59 あさのあつこの『弥勒シリーズ』が大好きだ ≪3≫



 あさのあつこさんの<弥勒シリーズ>第9巻『鬼を待つ』を読み終えて、久しぶりに出会えた二人のいい男、同心の小暮信次郎と小間物屋の遠野屋・清之介を堪能した興奮を引きずったまま、「そうだ、この二人が出会ったシーンを読み返そう!」と思い、<弥勒シリーズ>1巻『弥勒の月』の冒頭を読み返した。



 弥勒菩薩にまで例えた愛する若妻の遺骸を前に、お調べのやり直しを願って土間に手をつき頭を下げる清之介と、彼の一分の隙も見せないその仕草に背後で刀の鯉口を切る同心の小暮信次郎。


 二人の過去とこれからの起きるであろうことが暗示されていて、何度、読み返しても、ぞくぞくとする圧巻なシーンだ。




 私は純文学を長く書いていたのだが、純文学では情景描写と心理描写と文章力が大切にされて、かっこいいキャラ立ちで読者を酔わせるということは求められなかった。


 それをあまりやりすぎると、「これはエンタメ小説だ」と、同人誌の主催者からお叱りを受けたものだ。


 だから、人物造形の巧みさで、読者を酔わせるあさのあつこさんの『弥勒の月』に、衝撃を受けた。

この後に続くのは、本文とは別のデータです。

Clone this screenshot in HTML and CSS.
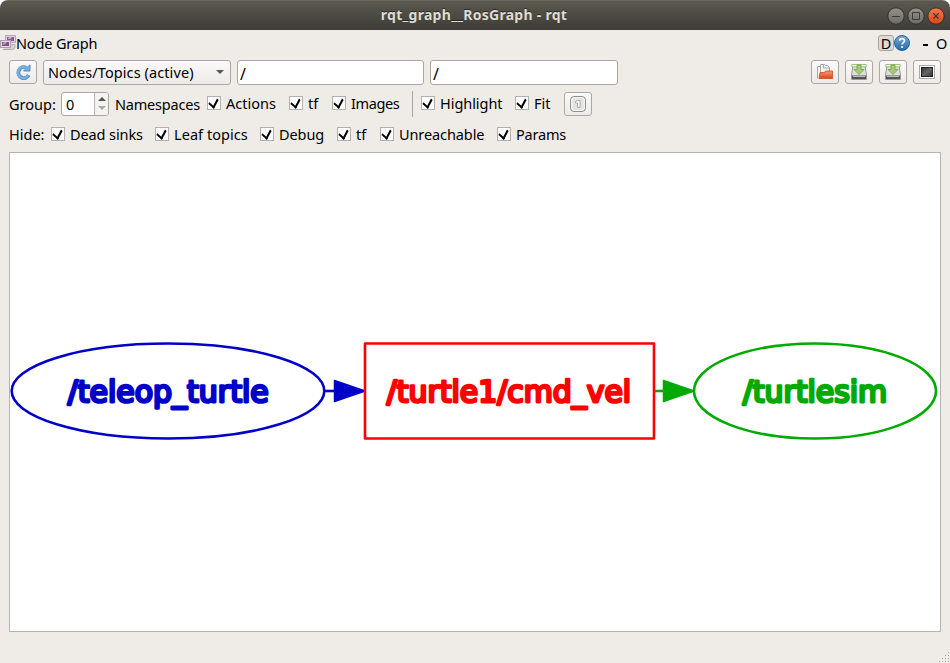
FILE: index.html
```
<!DOCTYPE html>
<html lang="en">
<head>
<meta charset="utf-8">
<title>rqt_graph__RosGraph - rqt</title>
<link rel="stylesheet" href="styles.css">
</head>
<body>
<div class="window">
  <header class="titlebar">
    <h1>rqt_graph__RosGraph - rqt</h1>
    <svg class="controls" width="60" height="20" viewBox="0 0 60 20">
      <defs>
        <linearGradient id="gray" x2="0" y2="1"><stop stop-color="#92918a"/><stop offset="1" stop-color="#6d6c66"/></linearGradient>
        <linearGradient id="orange" x2="0" y2="1"><stop stop-color="#f5764f"/><stop offset="1" stop-color="#dd4814"/></linearGradient>
      </defs>
      <circle cx="10" cy="10" r="8.2" fill="url(#gray)" stroke="#33322e"/>
      <circle cx="30" cy="10" r="8.2" fill="url(#gray)" stroke="#33322e"/>
      <circle cx="50" cy="10" r="8.2" fill="url(#orange)" stroke="#33322e"/>
      <path d="M6 10.500h8M26.500 6.500h7v7h-7z" fill="none" stroke="#3b3a36"/>
      <path d="M47.300 7.300l5.400 5.400m0-5.400l-5.400 5.400" stroke="#403a35" stroke-width="1.300"/>
    </svg>
  </header>
  <div class="dock">
    <svg width="16" height="16" viewBox="0 0 16 16">
      <path d="M5.500.5h10v7h-10z" fill="#d8d4d7" stroke="#b0a9af"/>
      <path d="M6.500 9.500h8.500v3.500l-2 1.500H4" fill="#d5d2d2" stroke="#bbb7b9"/>
      <rect x="7" y="2" width="7" height="4" fill="#99559d"/>
      <path d="M9 2h3l-1.500 2H7.500z" fill="#d2a2d6"/>
      <rect x=".5" y="5.500" width="10" height="7" fill="#e0dce0" stroke="#aaa2aa"/>
      <rect x="2" y="7" width="7" height="4" fill="#8c4891"/>
      <path d="M4 7h3l-2 2.500H2z" fill="#ca93cf"/>
      <path d="M3 14.500h8" stroke="#aaa7a8"/>
    </svg>
    <span class="name">Node Graph</span>
    <span class="d">D</span>
    <svg class="help" width="16" height="16" viewBox="0 0 16 16"><defs><linearGradient id="blue" x2="0" y2="1"><stop stop-color="#75a9d5"/><stop offset="1" stop-color="#2769a7"/></linearGradient></defs><circle cx="8" cy="8" r="7.500" fill="url(#blue)" stroke="#26649d"/><path d="M5.600 5.800C5.800 2.800 10.500 3 10.400 5.800c0 1.700-2.300 1.800-2.300 3.800" fill="none" stroke="#fff" stroke-width="1.700"/><circle cx="8.100" cy="12" r="1.100" fill="#fff"/></svg>
    <span class="dash"></span><span class="o">O</span>
  </div>
  <div class="tools">
    <button class="btn"><svg width="16" height="16" viewBox="0 0 16 16"><path d="M13.800 11.200A5.500 5.500 0 1 1 11.300 3.600" fill="none" stroke="#5790c8" stroke-width="3.800"/><path d="M8.500 7h6.500V.8l-3 2.700z" fill="#78ade0" stroke="#5790c8"/><path d="M13.400 11A5.500 5.500 0 1 1 11.800 4.300" fill="none" stroke="#78ade0" stroke-width="2.300"/></svg></button>
    <div class="combo"><span>Nodes/Topics (active)</span><i></i></div>
    <div class="field">/</div>
    <div class="field second">/</div>
    <div class="right">
      <button class="btn"><svg width="16" height="16" viewBox="0 0 16 16"><defs><linearGradient id="folder" x2="0" y2="1"><stop stop-color="#f69b74"/><stop offset="1" stop-color="#db451b"/></linearGradient></defs><path d="M.5 14.500v-12h3v-2h4l1 1h2l2 2v5" fill="#f3f3f3" stroke="#a5a5a5"/><path d="M3.500 2v12M6.500 1v3h6" fill="none" stroke="#aaa"/><path d="M2 14.500L3 8.500h4.500l1-1.500h7v7.500z" fill="url(#folder)" stroke="#d2481c" stroke-width=".8"/></svg></button>
      <button class="btn"><svg width="16" height="16" viewBox="0 0 16 16"><path d="M2 1.500h12l1.500 9.500v4.500H.5V11z" fill="#dedede" stroke="#999"/><path d="M1 11.500h14v3.500H1z" fill="#555"/><path d="M2 12.500h12" stroke="#bbb"/><path d="M.8.500h14.400v2.300H.8z" fill="#fff" stroke="#86b366" stroke-width=".8"/><path d="M6 1v4.500H3l5 5 5-5h-3V1z" fill="#a5cf70" stroke="#6fa047" stroke-width=".8"/></svg></button>
      <button class="btn"><svg width="16" height="16" viewBox="0 0 16 16"><path d="M2 1.500h12l1.500 9.500v4.500H.5V11z" fill="#dedede" stroke="#999"/><path d="M1 11.500h14v3.500H1z" fill="#555"/><path d="M2 12.500h12" stroke="#bbb"/><path d="M.8.500h14.400v2.300H.8z" fill="#fff" stroke="#86b366" stroke-width=".8"/><path d="M6 1v4.500H3l5 5 5-5h-3V1z" fill="#a5cf70" stroke="#6fa047" stroke-width=".8"/></svg></button>
      <button class="btn"><svg width="16" height="16" viewBox="0 0 16 16"><defs><linearGradient id="screen" x2="1" y2="1"><stop stop-color="#353535"/><stop offset=".5" stop-color="#666"/><stop offset="1" stop-color="#343434"/></linearGradient></defs><rect x=".5" y="1.500" width="15" height="13" fill="#fff" stroke="#aaa"/><rect x="2.500" y="3.500" width="11" height="9" fill="url(#screen)" stroke="#222"/></svg></button>
    </div>
  </div>
  <div class="options">
    <span class="lead group">Group:</span>
    <div class="spin"><span>0</span><div><i class="up"></i><i class="down"></i></div></div>
    <span class="namespaces">Namespaces</span>
    <label class="check actions"><b></b><span>Actions</span></label>
    <label class="check tf"><b></b><span>tf</span></label>
    <label class="check images"><b></b><span>Images</span></label>
    <i class="separator"></i>
    <label class="check highlight"><b></b><span>Highlight</span></label>
    <label class="check fit"><b></b><span>Fit</span></label>
    <button class="btn"><svg width="16" height="16" viewBox="0 0 16 16"><rect x=".7" y=".7" width="14.600" height="14.600" rx="3" fill="#e4e4e2" stroke="#777974"/><rect x="1.700" y="1.700" width="12.600" height="12.600" rx="2" fill="none" stroke="#fff"/><path d="M5.500 5.500l2-1H10v7H7.500V7h-2z" fill="#fff" stroke="#999" stroke-width=".8"/></svg></button>
  </div>
  <div class="options hide">
    <span class="lead">Hide:</span>
    <label class="check dead"><b></b><span>Dead sinks</span></label>
    <label class="check leaf"><b></b><span>Leaf topics</span></label>
    <label class="check debug"><b></b><span>Debug</span></label>
    <label class="check tf"><b></b><span>tf</span></label>
    <label class="check unreachable"><b></b><span>Unreachable</span></label>
    <label class="check params"><b></b><span>Params</span></label>
  </div>
  <main>
    <svg class="graph" width="930" height="478" viewBox="10 153 930 478">
      <g class="teleop"><ellipse cx="168" cy="391" rx="156.300" ry="47.500"/><path d="M325 391h10"/><path class="arrow" d="M334.500 380.500v21L365 391z"/><text x="67.700" y="401.800" textLength="201" lengthAdjust="spacingAndGlyphs">/teleop_turtle</text></g>
      <g class="topic"><rect x="365" y="343.500" width="289" height="95" /><text x="386.700" y="401.800" textLength="244.500" lengthAdjust="spacingAndGlyphs">/turtle1/cmd_vel</text></g>
      <g class="sim"><ellipse cx="815" cy="391" rx="121" ry="47.500"/><path d="M655 391h10"/><path class="arrow" d="M663.500 380.500v21L694 391z"/><text x="742.700" y="401.800" textLength="144.500" lengthAdjust="spacingAndGlyphs">/turtlesim</text></g>
    </svg>
  </main>
  <footer><svg width="12" height="12" viewBox="0 0 12 12"><path d="M10 1h1v1h-1zM7 4h1v1H7zm3 0h1v1h-1zM4 7h1v1H4zm3 0h1v1H7zm3 0h1v1h-1zM1 10h1v1H1zm3 0h1v1H4zm3 0h1v1H7zm3 0h1v1h-1z" fill="#aaa7a2"/></svg></footer>
</div>
</body>
</html>
```
FILE: styles.css
```
* { box-sizing: border-box; }
body { margin: 0; background: #fff; color: #000; font: 14.5px/20px "Noto Sans", "Open Sans", sans-serif; }
.window { width: 950px; height: 663px; display: flex; flex-direction: column; background: #efebe7; border-radius: 8px 8px 0 0; overflow: hidden; }
svg { display: block; flex: none; }
.titlebar { height: 30px; flex: none; display: grid; grid-template-columns: 1fr auto 1fr; align-items: center; background: linear-gradient(#5b594f, #3d3c37); border-top: 1px solid #6b695e; padding: 0 4px 0 2px; }
h1 { grid-column: 2; margin: 0 0 1px; font-size: 14px; line-height: 20px; color: #dfdbd2; letter-spacing: .28px; text-shadow: 0 -1px #292824; }
.controls { justify-self: end; }
.dock { height: 26px; flex: none; display: flex; align-items: center; }
.name { flex: 1; letter-spacing: -.15px; }
.d { width: 16px; height: 16px; border: 1px solid #aaa5a1; border-radius: 3px; background: #dedad8; line-height: 15px; text-align: center; }
.dash { width: 5px; height: 2px; background: #000; margin: 3px 0 0 13px; }
.o { width: 12px; margin: 0 2px 0 8px; }
.tools { height: 32px; flex: none; display: flex; align-items: center; padding: 0 9px; }
.btn { width: 28px; height: 24px; padding: 0; flex: none; display: grid; place-items: center; border: 1px solid #aca7a3; border-radius: 3px; background: linear-gradient(#fbfafa, #edeae8); }
.combo { width: 188px; height: 25px; margin: 0 6px; padding: 0 6px 0 4px; display: flex; align-items: center; justify-content: space-between; border: 1px solid #aca7a3; border-radius: 3px; background: linear-gradient(#fbfafa, #edeae8); letter-spacing: .09px; }
.combo i { border: 4px solid transparent; border-top-color: #555; border-bottom: 0; }
.field { width: 187px; height: 25px; padding-left: 2px; border: 1px solid #aca7a3; border-radius: 3px; background: #fff; line-height: 26px; font-size: 16px; }
.second { width: 188px; margin-left: 6px; }
.right { margin-left: auto; display: flex; gap: 6px; }
.options { height: 31px; flex: none; display: flex; align-items: center; padding-left: 9px; white-space: nowrap; }
.hide { height: 33px; padding-bottom: 3px; }
.lead { width: 42px; }
.group { width: 52px; }
.spin { width: 48px; height: 24px; display: flex; border: 1px solid #aca7a3; border-radius: 3px; background: #fff; overflow: hidden; }
.spin span { width: 32px; padding-left: 4px; line-height: 23px; }
.spin div { flex: 1; border-left: 1px solid #bbb6b2; background: #f5f3f1; display: flex; flex-direction: column; align-items: center; justify-content: space-evenly; }
.up { border: 4px solid transparent; border-bottom-color: #555; border-top: 0; }
.down { border: 4px solid transparent; border-top-color: #aaa; border-bottom: 0; }
.namespaces { width: 92px; margin-left: 6px; letter-spacing: -.2px; }
.check { display: flex; align-items: center; gap: 5px; margin-bottom: 1px; }
.hide .check { margin-bottom: 0; }
.check b { width: 14px; height: 14px; flex: none; border: 1px solid #b3afac; background: #fff; display: grid; place-items: center; }
.check b::before { content: ""; width: 5px; height: 8px; margin: -3px 1px 0 0; border: solid #000; border-width: 0 2px 2px 0; transform: rotate(28deg) skewY(12deg); }
.actions { width: 82px; }
.tf { width: 43px; }
.images { width: 80px; letter-spacing: -.4px; }
.highlight { width: 94px; letter-spacing: -.05px; }
.fit { width: 49px; }
.separator { width: 1px; height: 26px; background: #aaa5a1; margin-right: 8px; }
.dead { width: 104px; letter-spacing: -.1px; }
.leaf { width: 105px; letter-spacing: .05px; }
.debug { width: 77px; letter-spacing: -.1px; }
.unreachable { width: 117px; letter-spacing: -.1px; }
.params { letter-spacing: -.2px; }
main { width: 932px; height: 480px; flex: none; margin-left: 9px; border: 1px solid #b6b2ae; background: #fff; }
.graph { font: 30px "DejaVu Sans", sans-serif; }
.graph ellipse, .graph rect, .graph path { fill: none; stroke: currentColor; stroke-width: 2.6; stroke-linejoin: round; }
.graph .arrow { fill: currentColor; stroke-width: 1.5; }
.graph text { fill: currentColor; stroke: currentColor; stroke-width: 2.800; stroke-linejoin: round; text-rendering: geometricPrecision; }
.teleop { color: #0000c8; }
.topic { color: #f00; }
.sim { color: #00aa00; }
footer { flex: 1; display: flex; align-items: flex-end; justify-content: flex-end; }
```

 そして、カクヨムで人生初のエンタメ小説を書くのであれば、「あさのあつこさんを真似て、わたしも、キャラ立ちで読者を酔わせたい。いや、読者を酔わせるなんておこがましい。せめて、書いている自分だけでも酔いたい」と思った。




 ……ということで、白麗シリーズに登場する人物たちは、女は自分が生まれ変わったらこういうふうに生きたい、こういうふうになりたいという女ばかりだ。


 そして男については、「こういう男が自分は大好き、あわよくば抱かれてみたい!」ということを前面に押し出して書いてみた。

 恥ずかしい話でもあるけれど、自分の欲望や性癖が赤裸々にでているのではないか。




 でも、3年も書き続けられたのは、その自分のひそかな楽しみのせいのように思える。


 もしこれが、「こういう人物造形だったら、きっと、読者が喜ぶだろう」という動機と計算で書いていたら、ここまで書き続けられなかったと思う。


 ただこの書き方の欠点としては、登場人物たちが似通ってしまったと思えることだ。皆、ちょっと<いい人>になり過ぎたきらいがある。


 もし白麗シリーズの③を書くとすれば、心底唾棄したくなるような悪人を書いてみたい。




 最後になったけれど、『弥勒の月』の巻末に児玉清さんの書評が掲載されている。


『弥勒の月』の小説の魅力を語り尽くしていて、そしてそれは「エンタメ小説の魅力とは?」との答えともなっているので、ぜひ、読んでみられることをおすすめする。